Notably, the Istio service mesh employs its self-signed CA, which is generated by the control plane and stored within a Kubernetes secret known as "istio-ca," referred to as the Citadel CA. The inherent lack of management and self-signed nature of this root CA results in several challenges. These issues encompass the risk of certificate spoofing by those who access the CA, complications during system upgrades, and difficulties in achieving multi-cluster connectivity due to the absence of a link to any enterprise root of trust.
This is even officially recognized to be an anti-pattern for the security of the mesh by the NIST-SP800-204A directivespecifically section SM-DR12.
Get the advantages of Istio’s zero trust infrastructure without the risks
We have designed Venafi Firefly from the ground up to elegantly address this use-case and many other security use cases. Firefly along with the open source istio-csr from cert-manager project gives the platform engineering team a straightforward way to get a compliant Istio CA solution while giving the PKI admin policy control and visibility over the mesh workload identities.
This has the advantage that all your meshes are rooted in your enterprise root of trust and enables flexible multi-cluster patterns.
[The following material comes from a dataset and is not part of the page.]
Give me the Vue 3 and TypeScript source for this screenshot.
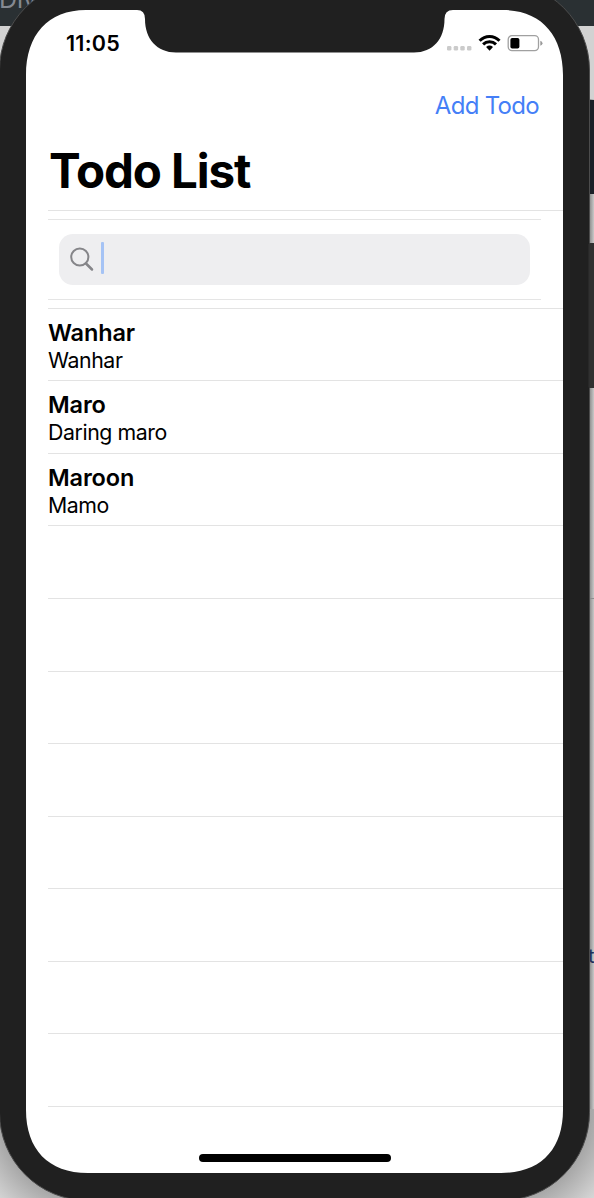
<script setup lang="ts">
import { ref } from 'vue'

interface Todo {
  title: string
  note: string
}

const query = ref<string>('')
const todos = ref<Todo[]>([
  { title: 'Wanhar', note: 'Wanhar' },
  { title: 'Maro', note: 'Daring maro' },
  { title: 'Maroon', note: 'Mamo' },
])
const emptyRows = 8
</script>

<template>
  <div class="scene">
    <!-- desktop behind the device, and the device shell -->
    <svg class="backdrop" width="594" height="1198" viewBox="0 0 594 1198" aria-hidden="true">
      <defs>
        <linearGradient id="edge" x1="0" x2="1" y1="0" y2="0">
          <stop offset="0" stop-color="#858585" />
          <stop offset="1" stop-color="#c9c9c9" />
        </linearGradient>
        <radialGradient id="shadowLeft" gradientUnits="userSpaceOnUse" cx="88" cy="1112" r="150">
          <stop offset="0.58" stop-color="#a5a5a5" />
          <stop offset="0.85" stop-color="#d9d9d9" />
          <stop offset="1" stop-color="#e4e4e4" />
        </radialGradient>
        <radialGradient id="shadowRight" gradientUnits="userSpaceOnUse" cx="502" cy="1112" r="150">
          <stop offset="0.58" stop-color="#a5a5a5" />
          <stop offset="0.85" stop-color="#d9d9d9" />
          <stop offset="1" stop-color="#e4e4e4" />
        </radialGradient>
      </defs>
      <rect width="594" height="1198" fill="#d2d2d2" />
      <rect width="594" height="26" fill="#2a3033" />
      <text x="-1" y="8" class="behind">Div</text>
      <rect x="589" y="99" width="5" height="1010" fill="url(#edge)" />
      <rect x="590" y="100" width="4" height="94" fill="#1b2028" />
      <rect x="589" y="598" width="5" height="1" fill="#8f8f8f" />
      <text x="588" y="963" class="behind link">t</text>
      <rect x="0" y="1100" width="90" height="98" fill="url(#shadowLeft)" />
      <rect x="500" y="1109" width="94" height="89" fill="url(#shadowRight)" />
      <rect x="-0.5" y="-18" width="590" height="1218.5" rx="88" fill="#202020" stroke="#4c4c4c" />
      <rect x="588.5" y="243" width="8" height="145" rx="1.500" fill="#303030" />
      <path
        fill="#fff"
        d="M86 10 H137 Q145 10 145 19 C145 39 157 52.5 176 52.5 H414 C433 52.5 444.5 39 444.500 19 Q444.500 10 453 10 H503
           C541 10 563 35 563 75 V1110 C563 1149 541 1173 501 1173 H88 C48 1173 26 1149 26 1110 V75 C26 35 48 10 86 10 Z"
      />
    </svg>

    <main class="screen">
      <header class="status">
        <span class="time">11:05</span>
        <svg class="indicators" width="98" height="20" viewBox="0 0 98 20" aria-hidden="true">
          <g fill="#cbcbcb">
            <rect x="2" y="12" width="4.400" height="4.600" rx="1.300" />
            <rect x="8.700" y="12" width="4.400" height="4.600" rx="1.300" />
            <rect x="15.300" y="12" width="4.400" height="4.600" rx="1.300" />
            <rect x="22" y="12" width="4.400" height="4.600" rx="1.300" />
          </g>
          <g fill="none" stroke="#000" stroke-width="3">
            <path d="M34.600 6.700 C40.200 1 48.900 1 54.500 6.700" />
            <path d="M38.100 10.300 C41.600 6.900 47.500 6.900 51 10.300" />
          </g>
          <path d="M41.100 13 Q44.550 10.200 48 13 L44.550 16.700 Z" />
          <rect x="63.200" y="1.700" width="30.300" height="14.900" rx="3.800" fill="none" stroke="#a0a0a0" stroke-width="1.300" />
          <rect x="65.400" y="4" width="9" height="10.500" rx="1.800" />
          <path d="M95.300 6.700 Q97.500 7.500 97.500 9.200 Q97.500 10.900 95.300 11.700 Z" fill="#999" />
        </svg>
      </header>

      <nav class="toolbar">
        <button class="add" type="button">Add Todo</button>
      </nav>
      <h1 class="heading">Todo List</h1>

      <section class="search-row">
        <label class="search">
          <svg width="24" height="25" viewBox="0 0 24 25" fill="none" stroke="#858589" aria-hidden="true">
            <circle cx="9.800" cy="10" r="8.600" stroke-width="2" />
            <path d="M16 16.500 L22 22.500" stroke-width="2.500" stroke-linecap="round" />
          </svg>
          <span class="caret"></span>
          <input v-model="query" class="field" type="text" aria-label="Search" />
        </label>
      </section>

      <ul class="list">
        <li v-for="todo in todos" :key="todo.title" class="row">
          <strong class="title">{{ todo.title }}</strong>
          <span class="note">{{ todo.note }}</span>
        </li>
        <li v-for="n in emptyRows" :key="n" class="row"></li>
      </ul>

      <footer class="home"><span class="bar"></span></footer>
    </main>
  </div>
</template>

<style>
body {
  margin: 0;
  overflow: hidden;
}
</style>

<style scoped>
.scene {
  position: relative;
  width: 594px;
  height: 1198px;
  overflow: hidden;
  font-family: Inter, "Liberation Sans", sans-serif;
  color: #000;
}
.backdrop {
  position: absolute;
  inset: 0;
}
.behind {
  font: 25px Inter, sans-serif;
  fill: #858991;
}
.link {
  font-size: 20px;
  fill: #1e2e58;
}
.screen {
  position: relative;
  box-sizing: border-box;
  display: flex;
  flex-direction: column;
  width: 537px;
  height: 1163px;
  margin-left: 26px;
  top: 10px;
}
.status {
  display: flex;
  justify-content: space-between;
  align-items: flex-start;
  height: 70px;
  padding: 20px 20px 0 40px;
  box-sizing: border-box;
}
.time {
  font-size: 21.5px;
  font-weight: 600;
  line-height: 27px;
  letter-spacing: 0.25px;
}
.indicators {
  margin-top: 4px;
}
.toolbar {
  display: flex;
  justify-content: flex-end;
  box-sizing: border-box;
  height: 50px;
  padding: 11px 24px 0 0;
}
.add {
  height: 30px;
  padding: 0;
  border: 0;
  background: none;
  font: 24px/30px Inter, sans-serif;
  letter-spacing: -0.7px;
  color: #457ff7;
  white-space: nowrap;
}
.heading {
  height: 80px;
  margin: 0 0 0 22px;
  padding-left: 1px;
  border-bottom: 1px solid #e3e3e3;
  font-size: 47.5px;
  font-weight: 700;
  line-height: 82px;
  letter-spacing: -1.1px;
}
.search-row {
  box-sizing: border-box;
  height: 81px;
  margin: 8px 22px 0;
  padding: 14px 11px;
  border-top: 1px solid #e5e5e5;
  border-bottom: 1px solid #e5e5e5;
}
.search {
  display: flex;
  align-items: center;
  height: 51px;
  padding-left: 11px;
  border-radius: 14px;
  background: #eeeef0;
}
.caret {
  width: 3px;
  height: 32px;
  margin-left: 7px;
  margin-top: -3px;
  border-radius: 1px;
  background: #a5c3f5;
}
.field {
  flex: 1;
  min-width: 0;
  border: 0;
  outline: 0;
  background: transparent;
  font: 23px Inter, sans-serif;
}
.list {
  margin: 7.75px 0 0 22px;
  padding: 0;
  list-style: none;
  border-top: 1px solid #e3e3e3;
}
.row {
  box-sizing: border-box;
  display: flex;
  flex-direction: column;
  height: 72.57px;
  padding-top: 9.8px;
  border-bottom: 1px solid #e3e3e3;
}
.title {
  font-size: 23.5px;
  font-weight: 600;
  line-height: 28px;
  letter-spacing: -0.12px;
}
.note {
  font-size: 21.3px;
  line-height: 26.4px;
  letter-spacing: -0.42px;
}
.home {
  display: flex;
  justify-content: center;
  margin-top: auto;
  padding-bottom: 11px;
}
.bar {
  width: 192px;
  height: 8px;
  border-radius: 4px;
  background: #000;
}
</style>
Venafi Firefly is an extremely versatile machine identity issuer, it can run as a native in-cluster Kubernetes controller, or externally in an isolated VM for example.
Venafi Firefly Deployment Patterns
The most convenient method for issuing certificates in a Kubernetes environment is to operate within the cluster. This approach ensures a high level of security by employing an ephemeral sub-ca within the cluster, while the main CA certificate remains securely stored in restricted memory. As a result, these CAs are treated as dispensable entities rather than cherished possessions. The TLS trust mechanism relies on placing trust in the next higher level, offering flexibility in defining the appropriate trust domain, which will be discussed further a later section.
The below diagram highlights the range of valid configurations for using Firefly to sign different kinds of Kubernetes workloads
Figure 1: In-cluster Firefly Kubernetes use-cases
Using Firefly to sign Red Hat OpenShift workload certificates using a built-in CA
In this blog post, we will look in detail at the following PKI solution for the Red Hat service mesh (formerly known as Maistra), which is itself a flavor of Istio. Istio is of course a popular mesh solution that we regularly come across when working with customers.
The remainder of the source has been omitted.